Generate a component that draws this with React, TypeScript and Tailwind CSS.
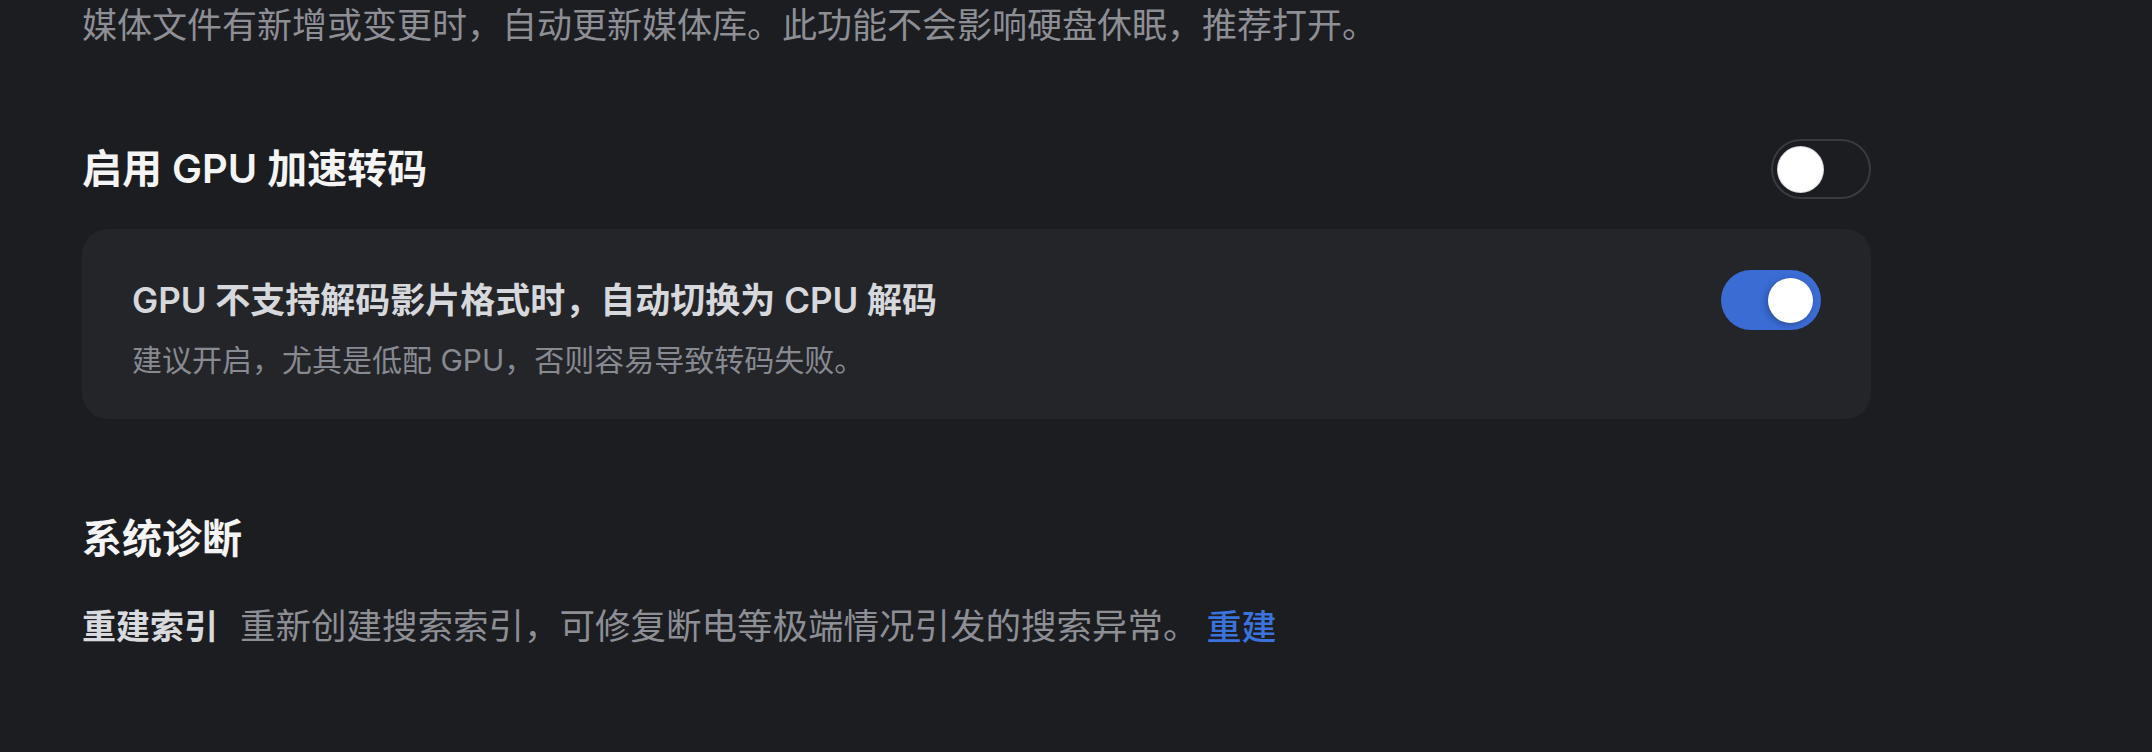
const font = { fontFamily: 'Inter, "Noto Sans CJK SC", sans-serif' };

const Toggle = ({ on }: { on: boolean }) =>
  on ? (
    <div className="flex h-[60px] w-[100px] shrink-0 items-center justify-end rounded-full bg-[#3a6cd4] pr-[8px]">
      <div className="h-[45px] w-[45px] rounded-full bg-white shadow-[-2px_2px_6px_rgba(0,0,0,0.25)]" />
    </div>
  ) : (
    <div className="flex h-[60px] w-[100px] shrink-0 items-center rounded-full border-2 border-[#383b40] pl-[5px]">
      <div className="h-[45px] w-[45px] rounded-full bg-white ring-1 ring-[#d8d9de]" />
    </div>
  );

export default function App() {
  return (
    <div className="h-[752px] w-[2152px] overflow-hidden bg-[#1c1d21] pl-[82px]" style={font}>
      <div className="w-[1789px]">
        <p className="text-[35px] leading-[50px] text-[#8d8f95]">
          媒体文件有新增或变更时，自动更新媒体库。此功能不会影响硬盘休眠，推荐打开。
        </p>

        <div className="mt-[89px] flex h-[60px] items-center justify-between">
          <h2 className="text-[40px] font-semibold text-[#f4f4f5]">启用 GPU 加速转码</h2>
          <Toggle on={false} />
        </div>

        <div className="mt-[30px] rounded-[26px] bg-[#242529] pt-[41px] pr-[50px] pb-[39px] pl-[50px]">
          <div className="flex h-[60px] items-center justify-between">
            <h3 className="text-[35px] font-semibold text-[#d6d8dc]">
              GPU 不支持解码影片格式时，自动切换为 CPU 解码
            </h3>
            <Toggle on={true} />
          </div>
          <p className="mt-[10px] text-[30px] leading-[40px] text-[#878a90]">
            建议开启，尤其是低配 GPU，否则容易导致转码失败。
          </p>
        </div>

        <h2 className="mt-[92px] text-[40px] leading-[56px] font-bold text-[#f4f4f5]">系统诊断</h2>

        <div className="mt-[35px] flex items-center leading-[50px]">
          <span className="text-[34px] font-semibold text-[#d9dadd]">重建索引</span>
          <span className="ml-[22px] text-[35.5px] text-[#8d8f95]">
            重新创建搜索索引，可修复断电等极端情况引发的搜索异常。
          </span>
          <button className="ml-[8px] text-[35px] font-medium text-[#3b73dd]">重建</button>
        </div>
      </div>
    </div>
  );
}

* * *

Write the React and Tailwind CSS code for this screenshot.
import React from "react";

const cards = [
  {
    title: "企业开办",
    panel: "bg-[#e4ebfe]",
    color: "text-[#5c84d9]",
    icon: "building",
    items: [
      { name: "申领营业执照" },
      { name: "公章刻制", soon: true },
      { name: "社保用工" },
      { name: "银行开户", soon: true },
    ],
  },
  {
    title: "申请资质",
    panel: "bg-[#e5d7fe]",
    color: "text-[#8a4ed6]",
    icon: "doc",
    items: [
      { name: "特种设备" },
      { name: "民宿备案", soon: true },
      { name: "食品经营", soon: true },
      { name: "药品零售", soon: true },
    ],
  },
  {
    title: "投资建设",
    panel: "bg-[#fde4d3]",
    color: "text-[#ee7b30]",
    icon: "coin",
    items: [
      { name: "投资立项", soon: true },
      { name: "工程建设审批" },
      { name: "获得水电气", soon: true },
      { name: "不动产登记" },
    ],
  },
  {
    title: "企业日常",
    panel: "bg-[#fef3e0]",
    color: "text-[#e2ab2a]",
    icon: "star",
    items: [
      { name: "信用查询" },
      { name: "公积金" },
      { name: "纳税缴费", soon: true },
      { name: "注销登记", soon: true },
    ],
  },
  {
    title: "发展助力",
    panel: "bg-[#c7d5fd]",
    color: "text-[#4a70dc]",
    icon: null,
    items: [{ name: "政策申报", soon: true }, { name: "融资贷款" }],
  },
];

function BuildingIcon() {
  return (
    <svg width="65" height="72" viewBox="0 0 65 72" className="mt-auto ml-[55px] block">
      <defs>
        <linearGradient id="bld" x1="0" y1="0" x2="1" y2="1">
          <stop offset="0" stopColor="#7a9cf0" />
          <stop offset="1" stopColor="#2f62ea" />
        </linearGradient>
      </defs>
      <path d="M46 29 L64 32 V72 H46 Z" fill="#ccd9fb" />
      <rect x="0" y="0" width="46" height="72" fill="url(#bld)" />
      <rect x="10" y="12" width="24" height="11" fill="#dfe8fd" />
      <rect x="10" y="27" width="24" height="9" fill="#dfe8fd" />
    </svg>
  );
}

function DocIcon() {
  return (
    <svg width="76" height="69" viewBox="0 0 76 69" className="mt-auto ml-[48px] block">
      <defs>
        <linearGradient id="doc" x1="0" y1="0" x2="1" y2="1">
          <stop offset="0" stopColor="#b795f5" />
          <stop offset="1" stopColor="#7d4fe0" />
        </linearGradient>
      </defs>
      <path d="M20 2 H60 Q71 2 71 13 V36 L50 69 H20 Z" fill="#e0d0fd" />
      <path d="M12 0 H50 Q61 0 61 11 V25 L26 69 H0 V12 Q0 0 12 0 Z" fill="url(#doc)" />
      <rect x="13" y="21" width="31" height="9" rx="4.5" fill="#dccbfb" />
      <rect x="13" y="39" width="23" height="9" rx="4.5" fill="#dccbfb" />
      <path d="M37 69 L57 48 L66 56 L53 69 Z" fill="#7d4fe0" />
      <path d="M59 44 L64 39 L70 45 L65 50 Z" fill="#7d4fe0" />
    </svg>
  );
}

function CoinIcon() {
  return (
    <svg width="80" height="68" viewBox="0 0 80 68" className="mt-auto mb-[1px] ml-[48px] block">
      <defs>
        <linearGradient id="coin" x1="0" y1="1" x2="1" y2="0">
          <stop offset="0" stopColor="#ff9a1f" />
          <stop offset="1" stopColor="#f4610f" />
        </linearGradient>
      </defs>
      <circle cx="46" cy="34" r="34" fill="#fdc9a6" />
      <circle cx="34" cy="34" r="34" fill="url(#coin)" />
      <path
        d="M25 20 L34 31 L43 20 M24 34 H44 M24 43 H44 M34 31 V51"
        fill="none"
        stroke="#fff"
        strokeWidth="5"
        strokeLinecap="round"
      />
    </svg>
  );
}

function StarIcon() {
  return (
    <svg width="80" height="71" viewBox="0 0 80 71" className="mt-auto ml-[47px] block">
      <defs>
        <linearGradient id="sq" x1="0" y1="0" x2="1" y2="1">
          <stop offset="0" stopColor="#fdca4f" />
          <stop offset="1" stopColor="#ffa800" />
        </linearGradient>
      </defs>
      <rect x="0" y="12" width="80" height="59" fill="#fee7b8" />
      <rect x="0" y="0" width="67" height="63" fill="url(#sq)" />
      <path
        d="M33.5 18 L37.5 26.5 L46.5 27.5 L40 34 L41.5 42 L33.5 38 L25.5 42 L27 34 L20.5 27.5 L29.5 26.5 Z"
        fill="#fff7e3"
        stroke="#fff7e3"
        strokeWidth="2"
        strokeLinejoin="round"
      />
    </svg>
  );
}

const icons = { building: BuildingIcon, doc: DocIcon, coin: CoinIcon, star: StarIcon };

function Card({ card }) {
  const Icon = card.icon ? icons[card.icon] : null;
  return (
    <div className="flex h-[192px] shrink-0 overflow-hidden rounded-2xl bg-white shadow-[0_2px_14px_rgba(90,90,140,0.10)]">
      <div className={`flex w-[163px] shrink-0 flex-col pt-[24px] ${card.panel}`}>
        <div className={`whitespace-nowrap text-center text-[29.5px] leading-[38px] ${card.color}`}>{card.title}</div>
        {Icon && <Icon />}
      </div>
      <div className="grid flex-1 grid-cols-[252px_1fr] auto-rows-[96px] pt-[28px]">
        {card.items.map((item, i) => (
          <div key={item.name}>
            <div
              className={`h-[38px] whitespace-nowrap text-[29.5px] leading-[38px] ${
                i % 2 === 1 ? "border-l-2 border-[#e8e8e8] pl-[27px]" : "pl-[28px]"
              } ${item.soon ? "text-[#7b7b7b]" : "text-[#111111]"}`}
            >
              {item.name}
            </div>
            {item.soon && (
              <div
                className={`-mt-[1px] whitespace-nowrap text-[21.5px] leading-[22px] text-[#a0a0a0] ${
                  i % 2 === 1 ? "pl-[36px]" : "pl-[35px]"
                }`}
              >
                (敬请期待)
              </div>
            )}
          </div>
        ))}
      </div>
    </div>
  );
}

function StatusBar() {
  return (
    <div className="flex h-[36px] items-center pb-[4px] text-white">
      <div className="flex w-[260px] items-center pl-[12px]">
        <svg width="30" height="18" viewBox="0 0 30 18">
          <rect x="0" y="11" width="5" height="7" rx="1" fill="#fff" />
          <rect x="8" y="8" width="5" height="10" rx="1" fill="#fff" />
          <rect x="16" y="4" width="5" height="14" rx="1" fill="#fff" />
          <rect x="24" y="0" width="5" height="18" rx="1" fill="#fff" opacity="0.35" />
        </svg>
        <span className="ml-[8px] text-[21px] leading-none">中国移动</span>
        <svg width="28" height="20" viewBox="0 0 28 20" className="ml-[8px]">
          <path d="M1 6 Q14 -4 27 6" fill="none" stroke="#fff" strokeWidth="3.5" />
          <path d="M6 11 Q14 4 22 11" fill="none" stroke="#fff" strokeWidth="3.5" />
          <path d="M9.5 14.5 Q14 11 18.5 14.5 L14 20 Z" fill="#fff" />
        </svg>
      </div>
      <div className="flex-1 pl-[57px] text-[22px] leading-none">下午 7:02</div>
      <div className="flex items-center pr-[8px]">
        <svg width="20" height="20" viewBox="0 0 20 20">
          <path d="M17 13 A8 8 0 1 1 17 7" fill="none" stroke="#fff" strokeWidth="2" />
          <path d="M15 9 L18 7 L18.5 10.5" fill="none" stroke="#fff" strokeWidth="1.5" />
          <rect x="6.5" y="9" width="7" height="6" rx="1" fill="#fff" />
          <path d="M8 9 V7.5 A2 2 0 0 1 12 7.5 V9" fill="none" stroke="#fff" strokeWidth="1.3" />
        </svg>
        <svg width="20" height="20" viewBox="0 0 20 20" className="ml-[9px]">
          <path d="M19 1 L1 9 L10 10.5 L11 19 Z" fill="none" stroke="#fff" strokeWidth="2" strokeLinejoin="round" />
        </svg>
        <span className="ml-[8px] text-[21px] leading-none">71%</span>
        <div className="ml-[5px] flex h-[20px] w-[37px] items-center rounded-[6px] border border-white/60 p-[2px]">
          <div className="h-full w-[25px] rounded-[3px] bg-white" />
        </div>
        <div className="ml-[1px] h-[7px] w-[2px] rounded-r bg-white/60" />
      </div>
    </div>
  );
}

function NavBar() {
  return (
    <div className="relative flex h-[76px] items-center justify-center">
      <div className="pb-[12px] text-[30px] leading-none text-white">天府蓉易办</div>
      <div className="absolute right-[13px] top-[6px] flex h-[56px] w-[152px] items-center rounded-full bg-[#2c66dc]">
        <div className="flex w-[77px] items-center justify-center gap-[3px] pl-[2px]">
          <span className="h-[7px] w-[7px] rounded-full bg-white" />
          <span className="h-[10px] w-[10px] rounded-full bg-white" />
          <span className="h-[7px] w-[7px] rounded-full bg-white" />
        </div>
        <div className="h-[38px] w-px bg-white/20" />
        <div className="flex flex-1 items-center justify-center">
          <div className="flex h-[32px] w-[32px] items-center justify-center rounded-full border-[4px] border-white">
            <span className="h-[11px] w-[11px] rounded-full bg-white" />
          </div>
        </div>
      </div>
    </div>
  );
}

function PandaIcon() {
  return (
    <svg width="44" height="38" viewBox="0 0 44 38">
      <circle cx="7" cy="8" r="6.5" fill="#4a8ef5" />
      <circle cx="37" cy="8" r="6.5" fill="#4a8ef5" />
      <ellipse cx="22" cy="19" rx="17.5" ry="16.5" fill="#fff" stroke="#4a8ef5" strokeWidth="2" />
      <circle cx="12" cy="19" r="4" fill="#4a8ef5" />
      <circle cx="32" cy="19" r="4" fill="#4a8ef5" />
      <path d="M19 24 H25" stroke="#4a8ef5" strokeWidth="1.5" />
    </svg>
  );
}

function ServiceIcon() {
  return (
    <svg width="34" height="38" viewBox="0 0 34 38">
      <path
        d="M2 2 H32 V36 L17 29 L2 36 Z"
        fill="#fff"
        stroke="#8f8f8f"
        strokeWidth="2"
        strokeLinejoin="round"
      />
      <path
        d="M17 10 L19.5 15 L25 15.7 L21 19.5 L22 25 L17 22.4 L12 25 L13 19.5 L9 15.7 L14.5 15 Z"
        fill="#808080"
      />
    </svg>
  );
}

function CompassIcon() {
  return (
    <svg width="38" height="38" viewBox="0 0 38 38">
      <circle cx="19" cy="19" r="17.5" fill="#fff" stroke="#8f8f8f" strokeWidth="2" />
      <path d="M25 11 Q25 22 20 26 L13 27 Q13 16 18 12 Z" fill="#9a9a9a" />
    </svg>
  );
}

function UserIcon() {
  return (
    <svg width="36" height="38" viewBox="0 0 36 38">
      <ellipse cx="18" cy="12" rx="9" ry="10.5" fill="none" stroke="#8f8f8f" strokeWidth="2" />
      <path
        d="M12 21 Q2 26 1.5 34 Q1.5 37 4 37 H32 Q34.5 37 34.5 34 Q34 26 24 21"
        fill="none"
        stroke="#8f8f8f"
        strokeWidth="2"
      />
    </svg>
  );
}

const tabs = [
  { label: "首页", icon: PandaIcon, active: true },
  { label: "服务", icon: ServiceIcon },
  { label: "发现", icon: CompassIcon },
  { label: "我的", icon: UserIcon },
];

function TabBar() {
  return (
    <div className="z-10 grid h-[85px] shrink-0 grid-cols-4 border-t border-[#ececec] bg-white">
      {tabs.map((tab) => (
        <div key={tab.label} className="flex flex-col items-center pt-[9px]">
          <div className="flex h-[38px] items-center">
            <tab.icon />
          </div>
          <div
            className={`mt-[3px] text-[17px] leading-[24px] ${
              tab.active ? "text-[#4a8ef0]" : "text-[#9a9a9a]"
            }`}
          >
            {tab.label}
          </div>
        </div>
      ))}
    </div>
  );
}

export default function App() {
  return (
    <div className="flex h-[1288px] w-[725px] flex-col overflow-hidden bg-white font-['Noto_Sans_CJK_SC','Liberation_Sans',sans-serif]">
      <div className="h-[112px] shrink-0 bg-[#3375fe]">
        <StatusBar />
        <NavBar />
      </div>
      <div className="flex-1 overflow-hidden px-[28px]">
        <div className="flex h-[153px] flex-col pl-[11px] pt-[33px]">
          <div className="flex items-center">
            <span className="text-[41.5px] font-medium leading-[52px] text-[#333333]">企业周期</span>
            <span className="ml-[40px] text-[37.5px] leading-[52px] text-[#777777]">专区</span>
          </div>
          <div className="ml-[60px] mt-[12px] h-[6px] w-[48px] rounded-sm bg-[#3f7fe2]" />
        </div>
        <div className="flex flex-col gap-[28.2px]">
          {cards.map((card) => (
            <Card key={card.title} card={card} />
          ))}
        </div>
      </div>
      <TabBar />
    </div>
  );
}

* * *

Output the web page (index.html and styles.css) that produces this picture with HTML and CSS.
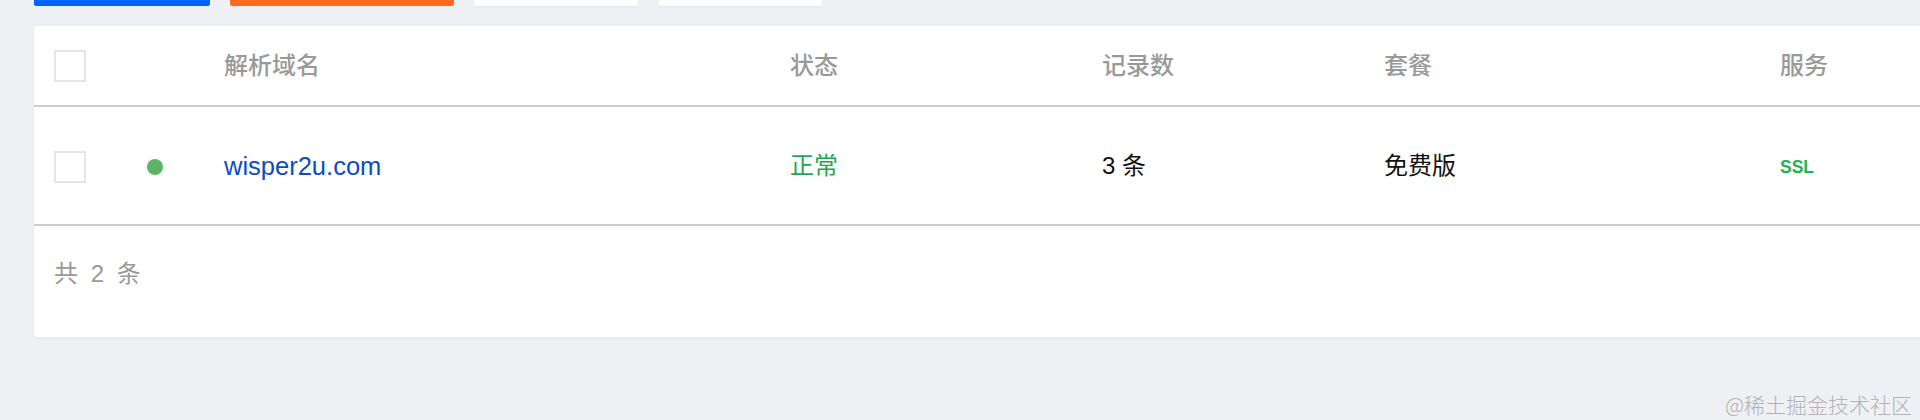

EXERCISE DESCRIPTION
Give the count of lines in the data shown above that contain "with", and nothing else.

SOLUTION TO THIS TASK
2